**DATASET CONTENT:**
==================================================
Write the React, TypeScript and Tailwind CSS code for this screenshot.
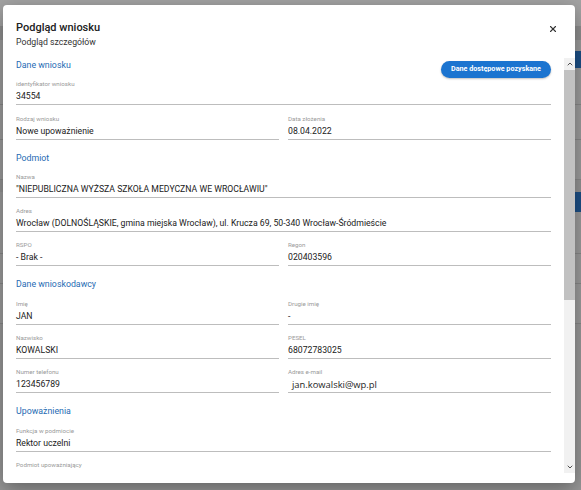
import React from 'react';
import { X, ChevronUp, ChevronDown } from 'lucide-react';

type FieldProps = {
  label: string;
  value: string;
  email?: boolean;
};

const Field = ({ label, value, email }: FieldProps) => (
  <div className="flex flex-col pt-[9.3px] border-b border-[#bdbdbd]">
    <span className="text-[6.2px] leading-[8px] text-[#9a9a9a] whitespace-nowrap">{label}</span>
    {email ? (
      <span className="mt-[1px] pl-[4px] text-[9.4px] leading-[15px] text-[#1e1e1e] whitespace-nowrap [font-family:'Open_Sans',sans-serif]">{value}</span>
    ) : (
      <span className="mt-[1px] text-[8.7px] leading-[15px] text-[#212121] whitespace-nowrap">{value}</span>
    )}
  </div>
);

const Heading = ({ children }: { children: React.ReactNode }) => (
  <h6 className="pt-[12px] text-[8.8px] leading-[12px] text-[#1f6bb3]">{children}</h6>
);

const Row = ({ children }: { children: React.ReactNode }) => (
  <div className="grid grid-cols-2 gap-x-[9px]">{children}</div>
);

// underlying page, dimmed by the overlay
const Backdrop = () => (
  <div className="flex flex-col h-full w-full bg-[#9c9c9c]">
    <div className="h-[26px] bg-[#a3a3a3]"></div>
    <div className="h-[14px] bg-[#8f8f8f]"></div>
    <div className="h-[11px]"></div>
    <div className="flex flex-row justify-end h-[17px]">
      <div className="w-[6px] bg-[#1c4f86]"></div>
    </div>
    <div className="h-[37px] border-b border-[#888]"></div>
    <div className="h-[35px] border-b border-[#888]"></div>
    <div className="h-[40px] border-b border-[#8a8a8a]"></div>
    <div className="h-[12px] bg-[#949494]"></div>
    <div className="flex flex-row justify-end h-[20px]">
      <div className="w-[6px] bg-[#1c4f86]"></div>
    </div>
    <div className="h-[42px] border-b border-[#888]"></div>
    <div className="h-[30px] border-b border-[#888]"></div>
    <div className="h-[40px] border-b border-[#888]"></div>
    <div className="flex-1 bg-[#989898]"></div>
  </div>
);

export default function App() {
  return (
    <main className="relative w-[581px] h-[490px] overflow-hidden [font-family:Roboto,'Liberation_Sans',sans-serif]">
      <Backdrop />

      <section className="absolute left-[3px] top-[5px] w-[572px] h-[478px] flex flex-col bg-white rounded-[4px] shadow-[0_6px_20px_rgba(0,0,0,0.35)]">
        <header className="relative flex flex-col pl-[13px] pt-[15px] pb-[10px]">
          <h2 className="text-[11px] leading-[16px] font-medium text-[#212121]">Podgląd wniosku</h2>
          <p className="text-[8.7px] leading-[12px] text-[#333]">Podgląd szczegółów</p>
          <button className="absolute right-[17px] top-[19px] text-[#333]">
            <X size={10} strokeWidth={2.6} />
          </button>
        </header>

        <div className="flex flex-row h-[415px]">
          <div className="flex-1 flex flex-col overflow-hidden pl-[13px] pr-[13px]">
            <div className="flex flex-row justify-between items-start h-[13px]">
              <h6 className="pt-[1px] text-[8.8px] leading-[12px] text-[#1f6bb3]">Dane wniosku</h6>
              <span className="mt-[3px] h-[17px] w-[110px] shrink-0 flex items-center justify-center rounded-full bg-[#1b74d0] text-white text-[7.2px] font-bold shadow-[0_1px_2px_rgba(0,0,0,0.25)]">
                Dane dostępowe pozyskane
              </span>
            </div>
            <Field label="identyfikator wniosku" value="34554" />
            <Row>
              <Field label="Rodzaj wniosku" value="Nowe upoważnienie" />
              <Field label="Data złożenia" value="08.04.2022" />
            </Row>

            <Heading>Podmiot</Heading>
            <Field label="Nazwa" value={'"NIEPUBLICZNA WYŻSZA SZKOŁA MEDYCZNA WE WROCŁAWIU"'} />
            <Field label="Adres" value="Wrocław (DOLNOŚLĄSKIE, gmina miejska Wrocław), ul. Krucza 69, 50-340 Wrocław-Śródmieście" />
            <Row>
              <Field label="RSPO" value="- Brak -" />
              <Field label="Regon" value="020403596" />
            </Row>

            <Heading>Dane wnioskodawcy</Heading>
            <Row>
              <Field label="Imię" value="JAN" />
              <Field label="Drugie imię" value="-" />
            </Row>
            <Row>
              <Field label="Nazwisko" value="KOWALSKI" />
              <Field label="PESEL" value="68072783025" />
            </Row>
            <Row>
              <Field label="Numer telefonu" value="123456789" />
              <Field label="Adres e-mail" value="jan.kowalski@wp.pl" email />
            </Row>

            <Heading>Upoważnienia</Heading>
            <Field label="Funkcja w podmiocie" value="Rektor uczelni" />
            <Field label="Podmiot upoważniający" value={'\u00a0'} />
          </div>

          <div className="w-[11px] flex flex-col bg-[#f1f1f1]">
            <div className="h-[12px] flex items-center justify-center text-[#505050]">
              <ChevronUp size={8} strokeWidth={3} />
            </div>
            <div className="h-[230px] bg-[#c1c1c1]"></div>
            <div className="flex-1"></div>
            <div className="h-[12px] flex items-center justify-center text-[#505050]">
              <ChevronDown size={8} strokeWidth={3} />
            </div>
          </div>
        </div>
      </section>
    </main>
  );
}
==================================================
**DIRECTIONS:** Give an exact copy of the material, leaving out every picture.

**SOLUTION TO THIS EXERCISE:**
Write the React, TypeScript and Tailwind CSS code for this screenshot.
import React from 'react';
import { X, ChevronUp, ChevronDown } from 'lucide-react';

type FieldProps = {
  label: string;
  value: string;
  email?: boolean;
};

const Field = ({ label, value, email }: FieldProps) => (
  <div className="flex flex-col pt-[9.3px] border-b border-[#bdbdbd]">
    <span className="text-[6.2px] leading-[8px] text-[#9a9a9a] whitespace-nowrap">{label}</span>
    {email ? (
      <span className="mt-[1px] pl-[4px] text-[9.4px] leading-[15px] text-[#1e1e1e] whitespace-nowrap [font-family:'Open_Sans',sans-serif]">{value}</span>
    ) : (
      <span className="mt-[1px] text-[8.7px] leading-[15px] text-[#212121] whitespace-nowrap">{value}</span>
    )}
  </div>
);

const Heading = ({ children }: { children: React.ReactNode }) => (
  <h6 className="pt-[12px] text-[8.8px] leading-[12px] text-[#1f6bb3]">{children}</h6>
);

const Row = ({ children }: { children: React.ReactNode }) => (
  <div className="grid grid-cols-2 gap-x-[9px]">{children}</div>
);

// underlying page, dimmed by the overlay
const Backdrop = () => (
  <div className="flex flex-col h-full w-full bg-[#9c9c9c]">
    <div className="h-[26px] bg-[#a3a3a3]"></div>
    <div className="h-[14px] bg-[#8f8f8f]"></div>
    <div className="h-[11px]"></div>
    <div className="flex flex-row justify-end h-[17px]">
      <div className="w-[6px] bg-[#1c4f86]"></div>
    </div>
    <div className="h-[37px] border-b border-[#888]"></div>
    <div className="h-[35px] border-b border-[#888]"></div>
    <div className="h-[40px] border-b border-[#8a8a8a]"></div>
    <div className="h-[12px] bg-[#949494]"></div>
    <div className="flex flex-row justify-end h-[20px]">
      <div className="w-[6px] bg-[#1c4f86]"></div>
    </div>
    <div className="h-[42px] border-b border-[#888]"></div>
    <div className="h-[30px] border-b border-[#888]"></div>
    <div className="h-[40px] border-b border-[#888]"></div>
    <div className="flex-1 bg-[#989898]"></div>
  </div>
);

export default function App() {
  return (
    <main className="relative w-[581px] h-[490px] overflow-hidden [font-family:Roboto,'Liberation_Sans',sans-serif]">
      <Backdrop />

      <section className="absolute left-[3px] top-[5px] w-[572px] h-[478px] flex flex-col bg-white rounded-[4px] shadow-[0_6px_20px_rgba(0,0,0,0.35)]">
        <header className="relative flex flex-col pl-[13px] pt-[15px] pb-[10px]">
          <h2 className="text-[11px] leading-[16px] font-medium text-[#212121]">Podgląd wniosku</h2>
          <p className="text-[8.7px] leading-[12px] text-[#333]">Podgląd szczegółów</p>
          <button className="absolute right-[17px] top-[19px] text-[#333]">
            <X size={10} strokeWidth={2.6} />
          </button>
        </header>

        <div className="flex flex-row h-[415px]">
          <div className="flex-1 flex flex-col overflow-hidden pl-[13px] pr-[13px]">
            <div className="flex flex-row justify-between items-start h-[13px]">
              <h6 className="pt-[1px] text-[8.8px] leading-[12px] text-[#1f6bb3]">Dane wniosku</h6>
              <span className="mt-[3px] h-[17px] w-[110px] shrink-0 flex items-center justify-center rounded-full bg-[#1b74d0] text-white text-[7.2px] font-bold shadow-[0_1px_2px_rgba(0,0,0,0.25)]">
                Dane dostępowe pozyskane
              </span>
            </div>
            <Field label="identyfikator wniosku" value="34554" />
            <Row>
              <Field label="Rodzaj wniosku" value="Nowe upoważnienie" />
              <Field label="Data złożenia" value="08.04.2022" />
            </Row>

            <Heading>Podmiot</Heading>
            <Field label="Nazwa" value={'"NIEPUBLICZNA WYŻSZA SZKOŁA MEDYCZNA WE WROCŁAWIU"'} />
            <Field label="Adres" value="Wrocław (DOLNOŚLĄSKIE, gmina miejska Wrocław), ul. Krucza 69, 50-340 Wrocław-Śródmieście" />
            <Row>
              <Field label="RSPO" value="- Brak -" />
              <Field label="Regon" value="020403596" />
            </Row>

            <Heading>Dane wnioskodawcy</Heading>
            <Row>
              <Field label="Imię" value="JAN" />
              <Field label="Drugie imię" value="-" />
            </Row>
            <Row>
              <Field label="Nazwisko" value="KOWALSKI" />
              <Field label="PESEL" value="68072783025" />
            </Row>
            <Row>
              <Field label="Numer telefonu" value="123456789" />
              <Field label="Adres e-mail" value="jan.kowalski@wp.pl" email />
            </Row>

            <Heading>Upoważnienia</Heading>
            <Field label="Funkcja w podmiocie" value="Rektor uczelni" />
            <Field label="Podmiot upoważniający" value={'\u00a0'} />
          </div>

          <div className="w-[11px] flex flex-col bg-[#f1f1f1]">
            <div className="h-[12px] flex items-center justify-center text-[#505050]">
              <ChevronUp size={8} strokeWidth={3} />
            </div>
            <div className="h-[230px] bg-[#c1c1c1]"></div>
            <div className="flex-1"></div>
            <div className="h-[12px] flex items-center justify-center text-[#505050]">
              <ChevronDown size={8} strokeWidth={3} />
            </div>
          </div>
        </div>
      </section>
    </main>
  );
}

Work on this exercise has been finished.